Yargıtay 1. Ceza Dairesinin 2019/1234 esas ve 2020/5678 sayılı kararı
“Çocuklara yönelik cezalandırma şeklindeki hükümler en son başvurulması gereken araçlardır. Adli para cezası gibi ekonomik yaptırımlar çocuk ceza adaletinin amacı ile bağdaşmaz.” (Yargıtay Ceza Genel Kurulunun Kararı)
Her ne kadar yüksek yargı organlarının vermiş olduğu kararlar yaşı küçükler hakkında adli para cezasının uygulanamayacağı yönünde olsa da bu konuda gerekli yasal düzenlemeler yerel mahkemeler ile yüksek yargı organlarının birbiri ile çelişkili kararlar ermesi eşitsizlik yaratacaktır.
Hukukçu olarak bizde çocuklar hakkında adli para cezasının uygulanmasının yaşı küçüklerin ıslah olması ve toplama kazandırılması ve yeniden suç işlemelerinin önlenmesi amacı ile bağdaşmaz. Yaşları itibariyle tam olarak ekonomik özgürlüklerini sağlayamamış çocuklar hakkında bu şekilde bir uygulama adli para cezasının ödenmemesi tedirginliği ve korkusu altında eni suç işlemeye yönelebilecektir.
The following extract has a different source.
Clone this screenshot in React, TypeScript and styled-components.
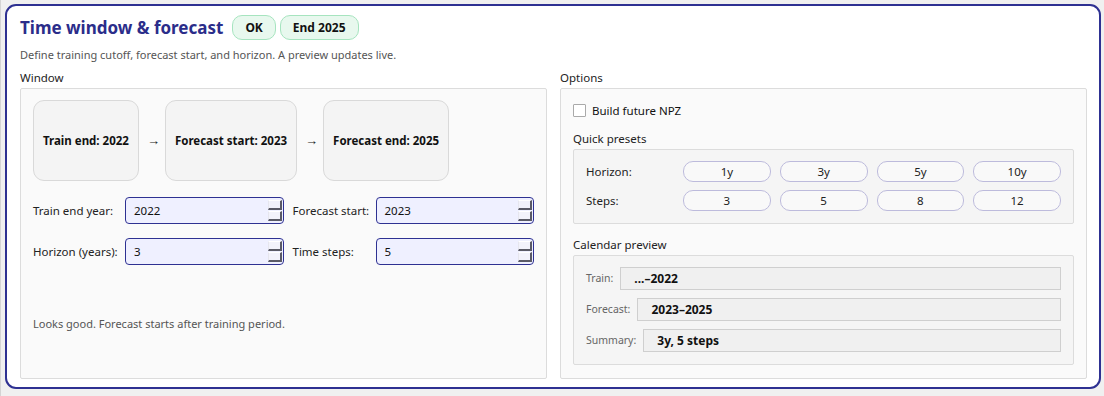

Suça Sürüklenen Çocuklara Yönelik Yargı Sürecinin Özeti
Yukarıda yapmış olduğumuz açıklamalardan da anlaşılacağı üzere, suça sürüklenen çocuk hakkında farklı hukuki işlemler yürütülmekte ise de; Suç işleyen ve 18 yaş altında olan çocukların hapis cezası ile cezalandırılmasının önünde bir engel yoktur. Sadece 12 yaş altı çocukların cezai sorumlulukları yoktur.
5395 sayılı Çocuk Koruma Kanununda suç işleyen çocukların tekrar suç işleminin önüne geçilmesi ve topluma kazandırılması konusunda gerekli bütün düzenlemeler yapılmıştır. Bireylerin küçük yaşta suç işlemesi artık bireysel bir sorun olmayıp esasen toplum bir sorun haline gelmiştir. Her ne kadar mevcut yasalarımızda bu konuda farklı birçok düzenleme bulunsa da bu toplumsal sorunun tam olarak önüne geçilmiş olduğu söylenemez. Bu gün itibariyle dahi cezaevlerinde ve ıslah evlerinde 18 yaş altı binlerce çocuk bulunmaktadır.